◆ What is expected ◆
Set the listing down again exactly, please, apart from its pictures.
+-------+
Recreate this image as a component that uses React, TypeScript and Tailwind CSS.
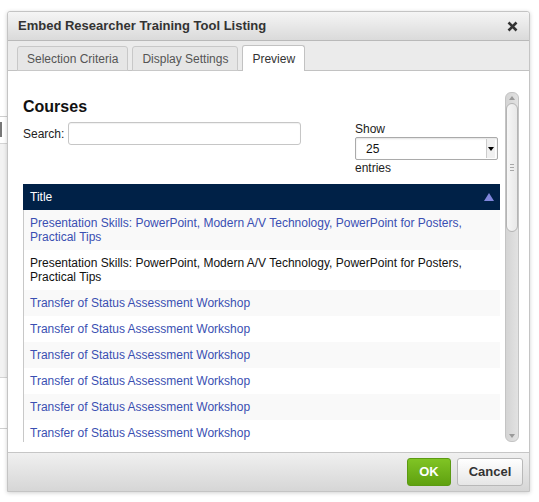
const rows = [
  { text: "Presentation Skills: PowerPoint, Modern A/V Technology, PowerPoint for Posters, Practical Tips", link: true },
  { text: "Presentation Skills: PowerPoint, Modern A/V Technology, PowerPoint for Posters, Practical Tips", link: false },
  { text: "Transfer of Status Assessment Workshop", link: true },
  { text: "Transfer of Status Assessment Workshop", link: true },
  { text: "Transfer of Status Assessment Workshop", link: true },
  { text: "Transfer of Status Assessment Workshop", link: true },
  { text: "Transfer of Status Assessment Workshop", link: true },
  { text: "Transfer of Status Assessment Workshop", link: true },
];

const font = { fontFamily: '"Liberation Sans", Arial, sans-serif' };

const Scrollbar = () => (
  <div className="relative w-[14px] h-full shrink-0 rounded-[6px] border border-[#c4c4c4] bg-gradient-to-r from-[#d4d4d4] to-[#e2e2e2] flex flex-col items-center">
    {/* up arrow */}
    <div className="h-[10px] w-full flex items-center justify-center">
      <svg width="6" height="4" viewBox="0 0 6 4"><path d="M0 4 L3 0 L6 4Z" fill="#9a9a9a" /></svg>
    </div>
    {/* thumb */}
    <div className="w-[12px] h-[129px] rounded-[6px] border border-[#b4b4b4] bg-gradient-to-r from-[#f6f6f6] to-[#e8e8e8] flex flex-col items-center justify-center gap-[2px]">
      <div className="w-[4px] h-px bg-[#a8a8a8]" />
      <div className="w-[4px] h-px bg-[#a8a8a8]" />
      <div className="w-[4px] h-px bg-[#a8a8a8]" />
    </div>
    <div className="flex-1" />
    <div className="h-[10px] w-full flex items-center justify-center">
      <svg width="6" height="4" viewBox="0 0 6 4"><path d="M0 0 L3 4 L6 0Z" fill="#9a9a9a" /></svg>
    </div>
  </div>
);

const App = () => {
  return (
    <div className="relative w-[539px] h-[502px] bg-white overflow-hidden" style={font}>
      {/* page behind the dialog */}
      <div className="absolute left-0 top-[116px] w-[20px] h-px bg-[#cfcfcf]" />
      <div className="absolute left-0 top-[122px] w-[2px] h-[15px] bg-[#777]" />
      <div className="absolute left-0 top-[143px] w-[20px] h-[235px] bg-[#f2f2f2] border-y border-[#d4d4d4]" />
      <div className="absolute left-0 top-[428px] w-[20px] h-px bg-[#cfcfcf]" />

      {/* dialog */}
      <div className="absolute left-[7px] top-[11px] w-[523px] h-[481px] flex flex-col border border-[#c4c4c4] rounded-t-[3px] bg-white shadow-[0_1px_4px_rgba(0,0,0,0.18)]">
        {/* title bar */}
        <div className="h-[29px] shrink-0 flex items-center justify-between pl-[10px] pr-[11px] border-b border-[#b9b9b9] bg-gradient-to-b from-[#f5f5f5] to-[#dadada] rounded-t-[3px]">
          <span className="text-[13px] font-bold text-[#333]">Embed Researcher Training Tool Listing</span>
          <svg width="11" height="11" viewBox="0 0 11 11">
            <path d="M1.5 1.5 L9.5 9.5 M9.5 1.5 L1.5 9.5" stroke="#333" strokeWidth="2.6" />
          </svg>
        </div>

        {/* tabs */}
        <div className="h-[30px] shrink-0 flex items-end gap-[4px] pl-[9px] bg-[#ebebeb] border-b border-[#c2c2c2]">
          <div className="h-[25px] -mb-px px-[9px] flex items-center text-[12px] text-[#555] bg-[#e6e6e6] border border-[#c8c8c8] rounded-t-[3px]">Selection Criteria</div>
          <div className="h-[25px] -mb-px px-[9px] flex items-center text-[12px] text-[#555] bg-[#e6e6e6] border border-[#c8c8c8] rounded-t-[3px]">Display Settings</div>
          <div className="h-[26px] -mb-px px-[9px] flex items-center text-[12px] text-[#333] bg-white border border-b-0 border-[#c2c2c2] rounded-t-[3px]">Preview</div>
        </div>

        {/* content */}
        <div className="flex-1 min-h-0 pt-[21px] pb-[10px] pl-[8px] pr-[10px]">
          <div className="h-full flex">
            <div className="flex-1 min-w-0 h-full overflow-hidden pl-[7px] pr-[5px]">
              <h2 className="mt-[5px] text-[16px] leading-[20px] font-bold text-[#111]">Courses</h2>

              <div className="mt-[5px] flex justify-between items-start">
                <div className="flex items-center gap-[4px]">
                  <span className="text-[12px] text-[#222]">Search:</span>
                  <div className="w-[233px] h-[23px] rounded-[3px] border border-[#c6c6c6] bg-white shadow-[inset_0_1px_1px_rgba(0,0,0,0.06)]" />
                </div>
                <div className="w-[143px] mr-[2px] text-[12px] text-[#222]">
                  <div className="leading-[14px]">Show</div>
                  <div className="mt-[1px] h-[23px] flex items-center justify-between pl-[10px] pr-[2px] border border-[#aaa] rounded-[2px] bg-white shadow-[inset_0_1px_2px_rgba(0,0,0,0.12)]">
                    <span className="text-[12px] text-[#111]">25</span>
                    <div className="h-[19px] w-[9px] flex items-center justify-center bg-[#f0f0f0] border-l border-[#ccc]">
                      <svg width="6" height="4" viewBox="0 0 6 4"><path d="M0 0 L3 4 L6 0Z" fill="#000" /></svg>
                    </div>
                  </div>
                  <div className="leading-[14px] mt-[1px]">entries</div>
                </div>
              </div>

              <div className="mt-[9px]">
                <div className="h-[26px] flex items-center justify-between pl-[7px] pr-[6px] bg-[#002147] text-white text-[12px]">
                  <span>Title</span>
                  <svg width="10" height="8" viewBox="0 0 10 8"><path d="M0 8 L5 0 L10 8Z" fill="#7f86dc" /></svg>
                </div>
                <div className="border-l border-[#c8c8c8]">
                  {rows.map((row, i) => (
                    <div
                      key={i}
                      className={
                        "py-[6px] pl-[6px] pr-[24px] text-[12px] leading-[14px] " +
                        (i % 2 === 0 ? "bg-[#f9f9f9] " : "bg-white ") +
                        (row.link ? "text-[#3a4fb2]" : "text-[#111]")
                      }
                    >
                      {row.text}
                    </div>
                  ))}
                </div>
              </div>
            </div>
            <Scrollbar />
          </div>
        </div>

        {/* footer */}
        <div className="h-[39px] shrink-0 flex items-center justify-end gap-[6px] pr-[6px] border-t border-[#c6c6c6] bg-gradient-to-b from-[#f0f0f0] to-[#d6d6d6]">
          <button className="h-[28px] w-[44px] rounded-[3px] border border-[#5b9a12] bg-gradient-to-b from-[#80c424] to-[#5fa10f] text-white text-[13px] font-bold">OK</button>
          <button className="h-[28px] w-[66px] rounded-[3px] border border-[#b8b8b8] bg-gradient-to-b from-white to-[#e6e6e6] text-[#333] text-[13px] font-bold">Cancel</button>
        </div>
      </div>
    </div>
  );
};

export default App;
+-------+
◆ Complete response ◆
Recreate this image as a component that uses React, TypeScript and Tailwind CSS.
const rows = [
  { text: "Presentation Skills: PowerPoint, Modern A/V Technology, PowerPoint for Posters, Practical Tips", link: true },
  { text: "Presentation Skills: PowerPoint, Modern A/V Technology, PowerPoint for Posters, Practical Tips", link: false },
  { text: "Transfer of Status Assessment Workshop", link: true },
  { text: "Transfer of Status Assessment Workshop", link: true },
  { text: "Transfer of Status Assessment Workshop", link: true },
  { text: "Transfer of Status Assessment Workshop", link: true },
  { text: "Transfer of Status Assessment Workshop", link: true },
  { text: "Transfer of Status Assessment Workshop", link: true },
];

const font = { fontFamily: '"Liberation Sans", Arial, sans-serif' };

const Scrollbar = () => (
  <div className="relative w-[14px] h-full shrink-0 rounded-[6px] border border-[#c4c4c4] bg-gradient-to-r from-[#d4d4d4] to-[#e2e2e2] flex flex-col items-center">
    {/* up arrow */}
    <div className="h-[10px] w-full flex items-center justify-center">
      <svg width="6" height="4" viewBox="0 0 6 4"><path d="M0 4 L3 0 L6 4Z" fill="#9a9a9a" /></svg>
    </div>
    {/* thumb */}
    <div className="w-[12px] h-[129px] rounded-[6px] border border-[#b4b4b4] bg-gradient-to-r from-[#f6f6f6] to-[#e8e8e8] flex flex-col items-center justify-center gap-[2px]">
      <div className="w-[4px] h-px bg-[#a8a8a8]" />
      <div className="w-[4px] h-px bg-[#a8a8a8]" />
      <div className="w-[4px] h-px bg-[#a8a8a8]" />
    </div>
    <div className="flex-1" />
    <div className="h-[10px] w-full flex items-center justify-center">
      <svg width="6" height="4" viewBox="0 0 6 4"><path d="M0 0 L3 4 L6 0Z" fill="#9a9a9a" /></svg>
    </div>
  </div>
);

const App = () => {
  return (
    <div className="relative w-[539px] h-[502px] bg-white overflow-hidden" style={font}>
      {/* page behind the dialog */}
      <div className="absolute left-0 top-[116px] w-[20px] h-px bg-[#cfcfcf]" />
      <div className="absolute left-0 top-[122px] w-[2px] h-[15px] bg-[#777]" />
      <div className="absolute left-0 top-[143px] w-[20px] h-[235px] bg-[#f2f2f2] border-y border-[#d4d4d4]" />
      <div className="absolute left-0 top-[428px] w-[20px] h-px bg-[#cfcfcf]" />

      {/* dialog */}
      <div className="absolute left-[7px] top-[11px] w-[523px] h-[481px] flex flex-col border border-[#c4c4c4] rounded-t-[3px] bg-white shadow-[0_1px_4px_rgba(0,0,0,0.18)]">
        {/* title bar */}
        <div className="h-[29px] shrink-0 flex items-center justify-between pl-[10px] pr-[11px] border-b border-[#b9b9b9] bg-gradient-to-b from-[#f5f5f5] to-[#dadada] rounded-t-[3px]">
          <span className="text-[13px] font-bold text-[#333]">Embed Researcher Training Tool Listing</span>
          <svg width="11" height="11" viewBox="0 0 11 11">
            <path d="M1.5 1.5 L9.5 9.5 M9.5 1.5 L1.5 9.5" stroke="#333" strokeWidth="2.6" />
          </svg>
        </div>

        {/* tabs */}
        <div className="h-[30px] shrink-0 flex items-end gap-[4px] pl-[9px] bg-[#ebebeb] border-b border-[#c2c2c2]">
          <div className="h-[25px] -mb-px px-[9px] flex items-center text-[12px] text-[#555] bg-[#e6e6e6] border border-[#c8c8c8] rounded-t-[3px]">Selection Criteria</div>
          <div className="h-[25px] -mb-px px-[9px] flex items-center text-[12px] text-[#555] bg-[#e6e6e6] border border-[#c8c8c8] rounded-t-[3px]">Display Settings</div>
          <div className="h-[26px] -mb-px px-[9px] flex items-center text-[12px] text-[#333] bg-white border border-b-0 border-[#c2c2c2] rounded-t-[3px]">Preview</div>
        </div>

        {/* content */}
        <div className="flex-1 min-h-0 pt-[21px] pb-[10px] pl-[8px] pr-[10px]">
          <div className="h-full flex">
            <div className="flex-1 min-w-0 h-full overflow-hidden pl-[7px] pr-[5px]">
              <h2 className="mt-[5px] text-[16px] leading-[20px] font-bold text-[#111]">Courses</h2>

              <div className="mt-[5px] flex justify-between items-start">
                <div className="flex items-center gap-[4px]">
                  <span className="text-[12px] text-[#222]">Search:</span>
                  <div className="w-[233px] h-[23px] rounded-[3px] border border-[#c6c6c6] bg-white shadow-[inset_0_1px_1px_rgba(0,0,0,0.06)]" />
                </div>
                <div className="w-[143px] mr-[2px] text-[12px] text-[#222]">
                  <div className="leading-[14px]">Show</div>
                  <div className="mt-[1px] h-[23px] flex items-center justify-between pl-[10px] pr-[2px] border border-[#aaa] rounded-[2px] bg-white shadow-[inset_0_1px_2px_rgba(0,0,0,0.12)]">
                    <span className="text-[12px] text-[#111]">25</span>
                    <div className="h-[19px] w-[9px] flex items-center justify-center bg-[#f0f0f0] border-l border-[#ccc]">
                      <svg width="6" height="4" viewBox="0 0 6 4"><path d="M0 0 L3 4 L6 0Z" fill="#000" /></svg>
                    </div>
                  </div>
                  <div className="leading-[14px] mt-[1px]">entries</div>
                </div>
              </div>

              <div className="mt-[9px]">
                <div className="h-[26px] flex items-center justify-between pl-[7px] pr-[6px] bg-[#002147] text-white text-[12px]">
                  <span>Title</span>
                  <svg width="10" height="8" viewBox="0 0 10 8"><path d="M0 8 L5 0 L10 8Z" fill="#7f86dc" /></svg>
                </div>
                <div className="border-l border-[#c8c8c8]">
                  {rows.map((row, i) => (
                    <div
                      key={i}
                      className={
                        "py-[6px] pl-[6px] pr-[24px] text-[12px] leading-[14px] " +
                        (i % 2 === 0 ? "bg-[#f9f9f9] " : "bg-white ") +
                        (row.link ? "text-[#3a4fb2]" : "text-[#111]")
                      }
                    >
                      {row.text}
                    </div>
                  ))}
                </div>
              </div>
            </div>
            <Scrollbar />
          </div>
        </div>

        {/* footer */}
        <div className="h-[39px] shrink-0 flex items-center justify-end gap-[6px] pr-[6px] border-t border-[#c6c6c6] bg-gradient-to-b from-[#f0f0f0] to-[#d6d6d6]">
          <button className="h-[28px] w-[44px] rounded-[3px] border border-[#5b9a12] bg-gradient-to-b from-[#80c424] to-[#5fa10f] text-white text-[13px] font-bold">OK</button>
          <button className="h-[28px] w-[66px] rounded-[3px] border border-[#b8b8b8] bg-gradient-to-b from-white to-[#e6e6e6] text-[#333] text-[13px] font-bold">Cancel</button>
        </div>
      </div>
    </div>
  );
};

export default App;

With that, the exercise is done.